A three-day New Mexico Environment Department hearing on the need for a new underground shaft for the Department of Energy’s Waste Isolation Pilot Plant kicked off this week with a lawyer for DOE saying the case is not about a life extension for the transuranic waste disposal site.
The hearing is about efforts to “restore a crippled ventilation system” that has slowed operations of the Waste Isolation Pilot Plant (WIPP) “to a crawl,” said Michael Woodward, the attorney for DOE and prime contractor Nuclear Waste Partnership, in his opening remarks Monday.
“Air to an underground mine is like blood to a body,” Woodward said. Without airflow to the work area 2,100 feet below the surface, WIPP cannot operate, he added.
The DOE and its contractor seek to modify the existing hazardous waste permit to add language allowing a new air intake shaft, also known as Shaft No. 5, Woodward said.
While increasing the amount of underground airflow is important, the ability to “direct and filter contaminated air”— mitigate the release of contaminated air to the surface and keep any bad air away from underground workers — is also vital, Woodward said.
Last November, the state refused to renew a temporary work authorization on sinking the new shaft in part because of the high number of COVID-19 cases at WIPP during that time.
The new shaft amendment is supported by the New Mexico Environment Department’s Hazardous Waste Bureau. Sometime after this week’s testimony, Administrative Law Judge Gregory Chakalian will make a recommendation to the New Mexico Environment Secretary James Kenney, who will make the final decision.
Critics of the new utility shaft, No. 5, assert that DOE and its contractor will get many of the same air quality benefits from the planned Safety Significant Confinement Ventilation System that, after a long wait and some false starts, is supposed to be ready at WIPP by 2025.
This upgraded ventilation system is designed to provide about 540,000 cubic feet per minute to the underground, which is more than triple the current level. Last month, the prime hired a new subcontractor to replace the replacement subcontractor fired last summer.
The Shaft No. 5 permit is opposed by groups such as Nuclear Watch New Mexico, the Southwest Research and Information Center and Concerned Citizens for Nuclear Safety. Among other things, the groups question if a nearly $200-million investment in the shaft is justified given that WIPP is currently supposed to stop waste disposal by 2030 unless DOE is able to get the state permit extended through 2050. The DOE filed for a permit renewal in 2020.
That application is still under review, New Mexico Environment Department spokeswoman Maddy Hayden said in a Tuesday email. The disposal phase for WIPP started in 1999 and was expected to go on for 25 years. After that, there was to be a nominally 10-year period for decommissioning and closure. So the disposal phase under the original permit is expected to extend until 2024 with final closure certification being 2034, Hayden said.
“It is expected that new closure dates and details will be addressed in the permit renewal process,” Hayden said in the email.
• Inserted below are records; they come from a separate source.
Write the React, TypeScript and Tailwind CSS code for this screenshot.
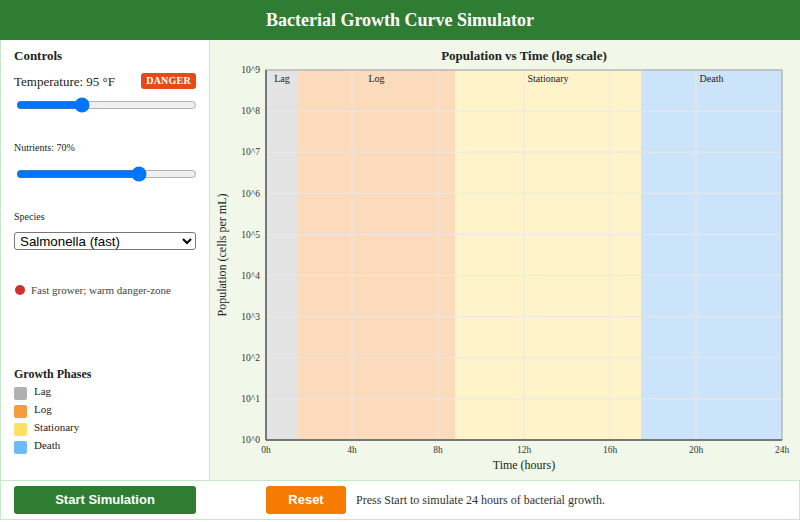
import { useState } from "react"

const phases = [
    { name: "Lag", x0: 0, x1: 32, fill: "#e3e3e3" },
    { name: "Log", x0: 32, x1: 189, fill: "#fbdbbb" },
    { name: "Stationary", x0: 189, x1: 375, fill: "#fef3c9" },
    { name: "Death", x0: 375, x1: 516, fill: "#cce4f9" },
]

const legend = [
    { name: "Lag", color: "bg-[#b0b0b0]" },
    { name: "Log", color: "bg-[#f59c3c]" },
    { name: "Stationary", color: "bg-[#ffe066]" },
    { name: "Death", color: "bg-[#6ebaf6]" },
]

const PLOT_X = 56
const PLOT_Y = 30
const PLOT_W = 516
const PLOT_H = 370

const GrowthChart = () => {
    const decades = Array.from({ length: 10 }, (_, i) => i)
    const hours = [0, 4, 8, 12, 16, 20, 24]

    return (
        <svg width="590" height="440" className="block" style={{ fontFamily: '"Liberation Serif", serif' }}>
            <text x="314" y="20" textAnchor="middle" fontSize="13" fontWeight="bold" fill="#222">
                Population vs Time (log scale)
            </text>

            {phases.map(p => (
                <rect key={p.name} x={PLOT_X + p.x0} y={PLOT_Y} width={p.x1 - p.x0} height={PLOT_H} fill={p.fill} />
            ))}

            {decades.map(d => {
                const y = PLOT_Y + PLOT_H - (PLOT_H / 9) * d
                return <line key={d} x1={PLOT_X} x2={PLOT_X + PLOT_W} y1={y} y2={y} stroke="#e9e9e6" strokeWidth="1" />
            })}
            {hours.map(h => {
                const x = PLOT_X + (PLOT_W / 24) * h
                return <line key={h} x1={x} x2={x} y1={PLOT_Y} y2={PLOT_Y + PLOT_H} stroke="#e9e9e6" strokeWidth="1" />
            })}

            {phases.map(p => (
                <text key={p.name} x={PLOT_X + (p.x0 + p.x1) / 2} y={PLOT_Y + 12} textAnchor="middle" fontSize="10" fill="#222">
                    {p.name}
                </text>
            ))}

            <rect x={PLOT_X} y={PLOT_Y} width={PLOT_W} height={PLOT_H} fill="none" stroke="#9e9e9e" strokeWidth="1" />
            <line x1={PLOT_X} x2={PLOT_X} y1={PLOT_Y} y2={PLOT_Y + PLOT_H} stroke="#777" strokeWidth="2" />
            <line x1={PLOT_X} x2={PLOT_X + PLOT_W} y1={PLOT_Y + PLOT_H} y2={PLOT_Y + PLOT_H} stroke="#777" strokeWidth="2" />

            {decades.map(d => {
                const y = PLOT_Y + PLOT_H - (PLOT_H / 9) * d
                return (
                    <text key={d} x={PLOT_X - 6} y={y + 1} textAnchor="end" fontSize="9.5" fill="#333" dominantBaseline="middle">
                        10^{d}
                    </text>
                )
            })}
            {hours.map(h => (
                <text key={h} x={PLOT_X + (PLOT_W / 24) * h} y={PLOT_Y + PLOT_H + 13} textAnchor="middle" fontSize="9.5" fill="#333">
                    {h}h
                </text>
            ))}

            <text x="314" y="429" textAnchor="middle" fontSize="12" fill="#222">Time (hours)</text>
            <text x="0" y="0" transform="translate(16 215) rotate(-90)" textAnchor="middle" fontSize="12" fill="#222">
                Population (cells per mL)
            </text>
        </svg>
    )
}

const App = () => {
    const [temp, setTemp] = useState(95)
    const [nutrients, setNutrients] = useState(70)

    return (
        <div className="w-[800px] h-[522px] flex flex-col bg-white text-[#222] font-['Liberation_Serif',serif]">
            <header className="h-10 bg-[#2e7d32] flex items-center justify-center">
                <h1 className="text-white font-bold text-[18px]">Bacterial Growth Curve Simulator</h1>
            </header>

            <main className="h-[440px] flex">
                <aside className="w-[210px] border-x border-[#c8e6c9] px-[13px] pt-[6px] flex flex-col">
                    <h2 className="font-bold text-[13px]">Controls</h2>
                    <div className="flex items-center justify-between mt-[6px]">
                        <span className="text-[13px]">Temperature: {temp} °F</span>
                        <span className="bg-[#e64a19] text-white font-bold text-[10px] leading-none px-[5px] py-[3px] rounded-[3px] tracking-wide">
                            DANGER
                        </span>
                    </div>
                    <input
                        type="range"
                        min={32}
                        max={212}
                        value={temp}
                        onChange={e => setTemp(Number(e.target.value))}
                        className="w-[181px] mt-[6px] ml-[2px] accent-[#0075ff]"
                    />

                    <label className="text-[10px] mt-[27px]">Nutrients: {nutrients}%</label>
                    <input
                        type="range"
                        min={0}
                        max={100}
                        value={nutrients}
                        onChange={e => setNutrients(Number(e.target.value))}
                        className="w-[181px] mt-[11px] ml-[2px] accent-[#0075ff]"
                    />

                    <label className="text-[10px] mt-[27px]">Species</label>
                    <select className="mt-[8px] w-[182px] h-[18px] border border-[#767676] rounded-[3px] font-['Liberation_Sans',sans-serif] text-[13.33px] leading-none px-[1px] text-black">
                        <option>Salmonella (fast)</option>
                        <option>E. coli</option>
                        <option>Listeria (cold)</option>
                    </select>

                    <div className="flex items-center gap-[6px] mt-[32px] ml-[1px]">
                        <span className="w-[10px] h-[10px] rounded-full bg-[#d32f2f]" />
                        <span className="text-[11px] text-[#444]">Fast grower; warm danger-zone</span>
                    </div>

                    <div className="mt-auto mb-[27px]">
                        <h3 className="font-bold text-[12px] mb-[3px]">Growth Phases</h3>
                        <ul className="flex flex-col gap-[5px]">
                            {legend.map(l => (
                                <li key={l.name} className="flex items-start gap-[7px] h-[13px]">
                                    <span className={`w-[13px] h-[13px] rounded-[2px] mt-[1px] ${l.color}`} />
                                    <span className="text-[11px] leading-[11px]">{l.name}</span>
                                </li>
                            ))}
                        </ul>
                    </div>
                </aside>

                <section className="flex-1 bg-[#f1f8e9]">
                    <GrowthChart />
                </section>
            </main>

            <footer className="h-10 border border-[#c8e6c9] flex items-center px-[13px] font-['Liberation_Sans',sans-serif]">
                <button className="w-[182px] h-[28px] bg-[#2e7d32] text-white font-bold text-[13px] rounded-[3px]">
                    Start Simulation
                </button>
                <button className="ml-[70px] w-[80px] h-[28px] bg-[#f57c00] text-white font-bold text-[13px] rounded-[3px]">
                    Reset
                </button>
                <span className="ml-[10px] text-[12px] text-[#333] font-['Liberation_Serif',serif]">
                    Press Start to simulate 24 hours of bacterial growth.
                </span>
            </footer>
        </div>
    )
}

export default App
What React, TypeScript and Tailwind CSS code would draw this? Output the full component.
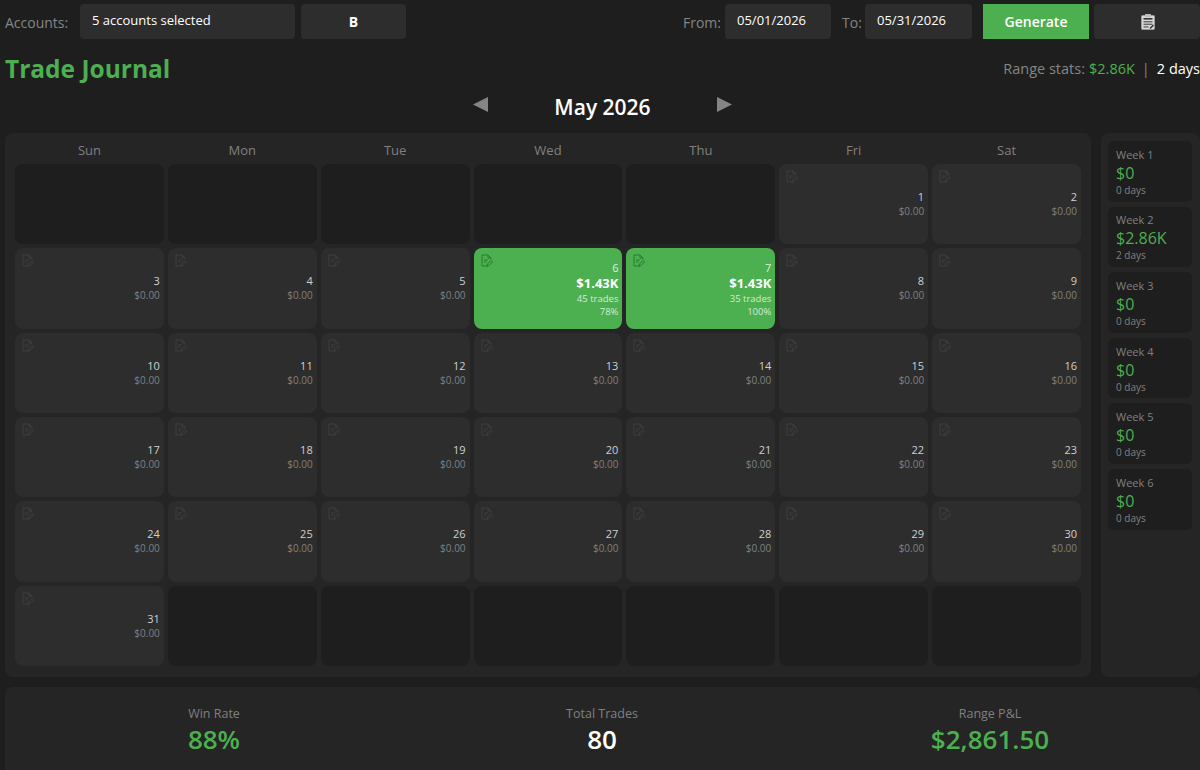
const days = ['Sun', 'Mon', 'Tue', 'Wed', 'Thu', 'Fri', 'Sat']

const weeks = [
  { label: 'Week 1', value: '$0', days: '0 days' },
  { label: 'Week 2', value: '$2.86K', days: '2 days' },
  { label: 'Week 3', value: '$0', days: '0 days' },
  { label: 'Week 4', value: '$0', days: '0 days' },
  { label: 'Week 5', value: '$0', days: '0 days' },
  { label: 'Week 6', value: '$0', days: '0 days' }
]

const wins: Record<number, { pnl: string; trades: string; rate: string }> = {
  6: { pnl: '$1.43K', trades: '45 trades', rate: '78%' },
  7: { pnl: '$1.43K', trades: '35 trades', rate: '100%' }
}

// May 2026 starts on a Friday, so 5 blanks in front and 6 rows in total
const cells: (number | null)[] = [
  ...Array(5).fill(null),
  ...Array.from({ length: 31 }, (_, i) => i + 1),
  ...Array(6).fill(null)
]

const NoteIcon = ({ className }: { className: string }) => (
  <svg
    viewBox="0 0 12 13"
    fill="none"
    stroke="currentColor"
    strokeWidth="1"
    className={className}>
    <path d="M7 12H1V1H7L10 4V5.5" />
    <path d="M7 1V4H10" />
    <path d="M3 6H7M3 8H5.5" />
    <path d="M6 12L6.5 10L10 6.5L11.5 8L8 11.5Z" />
  </svg>
)

const ClipboardIcon = () => (
  <svg viewBox="0 0 14 16" className="h-4 w-[14px]">
    <rect x="0.5" y="1.5" width="13" height="14" rx="1" fill="#d8d8d8" stroke="#9a9a9a" />
    <rect x="4" y="0" width="6" height="3" rx="0.5" fill="#bdbdbd" />
    <rect x="2.5" y="4" width="9" height="1.6" fill="#333" />
    <rect x="2.5" y="7" width="9" height="1.4" fill="#666" />
    <rect x="2.5" y="9.6" width="9" height="1.4" fill="#666" />
    <rect x="2.5" y="12.2" width="5" height="1.4" fill="#666" />
    <path d="M9 14.5L12.5 11" stroke="#333" strokeWidth="1.4" />
  </svg>
)

const DayCell = ({ day }: { day: number | null }) => {
  if (day === null) {
    return <div className="rounded-lg bg-[#1e1e1e]" />
  }

  const win = wins[day]

  if (win) {
    return (
      <div className="relative flex flex-col items-end rounded-lg bg-[#4caf50] px-1 pt-3 text-right">
        <NoteIcon className="absolute left-[7px] top-[6px] h-[13px] w-[12px] text-[#2b7a30]" />
        <span className="text-[11px] leading-[15px] text-[#dff0e0]">{day}</span>
        <span className="text-[13px] font-bold leading-[17px] text-white">{win.pnl}</span>
        <span className="text-[9.5px] leading-[14px] text-[#d6ecd7]">{win.trades}</span>
        <span className="text-[9.5px] leading-[12px] text-[#d6ecd7]">{win.rate}</span>
      </div>
    )
  }

  return (
    <div className="relative flex flex-col items-end rounded-lg bg-[#2d2d2d] px-1 pt-[26px] text-right">
      <NoteIcon className="absolute left-[7px] top-[6px] h-[13px] w-[12px] text-[#3f3f3f]" />
      <span className="text-[11px] leading-[14px] text-[#d0d0d0]">{day}</span>
      <span className="text-[10px] leading-[14px] text-[#808080]">$0.00</span>
    </div>
  )
}

const App = () => {
  return (
    <div className="flex h-[770px] w-[1200px] flex-col overflow-hidden bg-[#1e1e1e] pl-[5px] pt-1 font-['Open_Sans',sans-serif]">
      <div className="flex h-[35px] shrink-0 items-center text-[13px]">
        <span className="w-[75px] pt-[3px] text-sm text-[#858585]">Accounts:</span>
        <div className="flex h-full w-[215px] items-center rounded-sm bg-[#2d2d2d] pl-3 pb-[2px] text-white">
          5 accounts selected
        </div>
        <div className="ml-[6px] flex h-full w-[105px] items-center justify-center rounded-sm bg-[#2d2d2d] text-sm font-bold text-white">
          B
        </div>
        <span className="ml-[277px] w-[42px] pt-[3px] text-sm text-[#858585]">From:</span>
        <div className="flex h-full w-[106px] items-center rounded-sm bg-[#2d2d2d] pl-3 pb-[2px] text-white">
          05/01/2026
        </div>
        <span className="ml-[11px] w-[23px] pt-[3px] text-sm text-[#858585]">To:</span>
        <div className="flex h-full w-[107px] items-center rounded-sm bg-[#2d2d2d] pl-3 pb-[2px] text-white">
          05/31/2026
        </div>
        <div className="ml-[11px] flex h-full w-[106px] items-center justify-center bg-[#4caf50] text-sm font-semibold text-white">
          Generate
        </div>
        <div className="ml-[5px] flex h-full w-[106px] items-center justify-center rounded-sm bg-[#2d2d2d] pl-[2px]">
          <ClipboardIcon />
        </div>
      </div>

      <div className="mt-[11px] flex h-[38px] shrink-0 items-center justify-between">
        <h1 className="text-[24.5px] font-bold text-[#4caf50]">Trade Journal</h1>
        <div className="flex items-center whitespace-nowrap text-[14.5px] text-[#858585]">
          Range stats:
          <span className="ml-1 font-medium text-[#4caf50]">$2.86K</span>
          <span className="mx-[7px]">|</span>
          <span className="text-white">2 days</span>
        </div>
      </div>

      <div className="flex h-[40px] shrink-0 items-center justify-center">
        <svg viewBox="0 0 15 15" className="mb-[7px] h-[15px] w-[15px] fill-[#858585]">
          <path d="M15 0V15L0 7.5Z" />
        </svg>
        <span className="w-[229px] text-center text-[21px] font-semibold text-white">May 2026</span>
        <svg viewBox="0 0 15 15" className="mb-[7px] h-[15px] w-[15px] fill-[#858585]">
          <path d="M0 0V15L15 7.5Z" />
        </svg>
      </div>

      <div className="mt-[5px] flex h-[544px] shrink-0 gap-[10px]">
        <div className="flex w-[1086px] flex-col rounded-lg bg-[#252525] px-[10px] pb-[11px]">
          <div className="grid h-[31px] grid-cols-7 gap-1">
            {days.map((d) => (
              <div key={d} className="flex items-center justify-center pt-[5px] text-[13px] text-[#808080]">
                {d}
              </div>
            ))}
          </div>
          <div className="grid flex-1 grid-cols-7 grid-rows-6 gap-1">
            {cells.map((day, i) => (
              <DayCell key={i} day={day} />
            ))}
          </div>
        </div>

        <div className="flex flex-1 flex-col gap-[5px] rounded-lg bg-[#252525] pl-[7px] pr-2 pt-2">
          {weeks.map((w) => (
            <div key={w.label} className="flex h-[60.6px] flex-col justify-center rounded-md bg-[#1e1e1e] pl-2 pt-[2px]">
              <span className="text-[11px] leading-[14px] text-[#808080]">{w.label}</span>
              <span className="text-base font-medium leading-[22px] text-[#4caf50]">{w.value}</span>
              <span className="text-[10px] leading-[13px] text-[#808080]">{w.days}</span>
            </div>
          ))}
        </div>
      </div>

      <div className="mt-[10px] grid h-[90px] shrink-0 grid-cols-3 rounded-lg bg-[#252525] pl-[15px] pr-4 pt-[17px] text-center">
        <div className="flex flex-col items-center">
          <span className="text-[12.5px] leading-[19px] text-[#808080]">Win Rate</span>
          <span className="text-[26px] font-semibold leading-[33px] text-[#4caf50]">88%</span>
        </div>
        <div className="flex flex-col items-center">
          <span className="text-[12.5px] leading-[19px] text-[#808080]">Total Trades</span>
          <span className="text-[26px] font-semibold leading-[33px] text-white">80</span>
        </div>
        <div className="flex flex-col items-center">
          <span className="text-[12.5px] leading-[19px] text-[#808080]">Range P&amp;L</span>
          <span className="text-[26px] font-semibold leading-[33px] text-[#4caf50]">$2,861.50</span>
        </div>
      </div>
    </div>
  )
}

export default App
The advocacy groups have tried unsuccessfully to have the utility shaft proceedings combined with the larger permit renewal case, Joni Arends, executive director of the Concerned Citizens for Nuclear Safety, said recently in a radio interview.
Robert Kehrman, an engineer with more than 30 years of experience, said during testimony Monday that the new utility shaft will, working in tandem with the new ventilation system, enable WIPP to once again “multitask” by doing waste emplacement, maintenance and salt mining at the same time.
That is an ability the underground disposal site has lacked since a 2014 underground radiation leak led to a nearly three-year shutdown at the mine, Kehrman said.
While limited operations resumed in 2017, “limited is the key word,” Woodward said.
However, Lindsay Lovejoy, the attorney for Southwest Research and Information Center said this argument itself carries limited weight unless the state allows further waste disposal beyond 2024. For example, the only salt mining now being done is to develop the new Panel 8 for waste disposal and that panel is supposed to be ready by January 2022, Lovejoy said.